Overall, the controls are great (you can even control your speed on the planetary levels), while the levels and enemies are ridiculously varied (meaning you won’t get bored doing the same thing over and over). You just can’t find a deeper or more engaging game for this console.

 

Graphics

If you bothered to watch even a second of that video, you should’ve immediately recognized that this game has by far the best graphics ever seen on the 2600. Hell, I’d go as far to say that it’s graphics are better than some I’ve seen in NES games.

Solaris Screenshot

Above: Solaris for the Atari 2600. Below: Defender II for the NES. I know which space shooter I’d rather play.

Defender 2 Screenshot

Seriously, find someone who doesn’t know anything about this game, show them a gameplay video of Solaris, and ask them to guess which system the game was being played on: I highly doubt the 2600 will find itself among the early guesses.

 

Sound

You may have noticed that Solaris doesn’t have any music. That being said, there is never much silence in the game. Between your ship’s engine, the other enemies, explosions, hyperwarping, “red zones,” and the many other sounds you’ll encounter, having some kind of music playing over top of it all would just have made some kind of cacophonous mess. The sound effects are great by themselves and, again, are superior to anything else you’l find on the 2600.

 

Conclusion

I could go on and on about how great I think this game is (and trust me, I have on Twitter and to many people’s faces). There are many great games on this console, but most of them are great because they were the first to feature a particular gameplay mechanic or another, or they birthed an entire genre. Many of them are also fun on top of all that. Yes, Adventure was great, and so was Pitfall!, but to be honest, in the end, they still feel like Atari games, if you know what I mean. The medium was still in what I would call its infancy.

Solaris somehow managed to do so much more than any game before it for the console and  shattered all our preconceived notions of what its hardware was capable of. In that respect, I would argue that Solaris is to the 2600 as Super Mario Bros. 3 was to the NES. In every way, they are their consoles most perfect games and both have gameplay, graphics, and sounds that surpass what we’d eventually find in many games from the subsequent console generation.

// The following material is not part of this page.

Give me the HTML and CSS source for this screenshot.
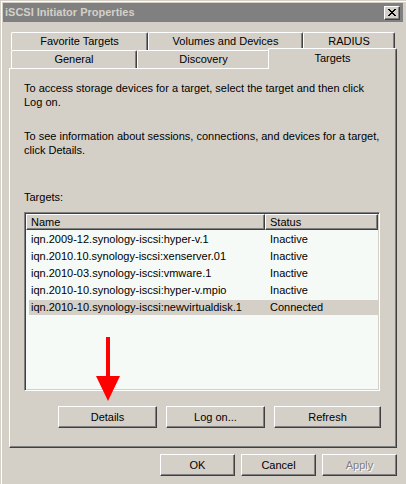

Virtually everyone has played Mario 3, and rightfully so, but Solaris has been largely ignored (obviously in part because of when it was released), but anyone who considers themselves a retro gamer owes it to themselves to play this game. It isn’t that difficult to find used (with CIB copies on Ebay going for under $10). If you can’t be bothered, just go emulate the crap out of it. I don’t care, just as long as you play it, dammit!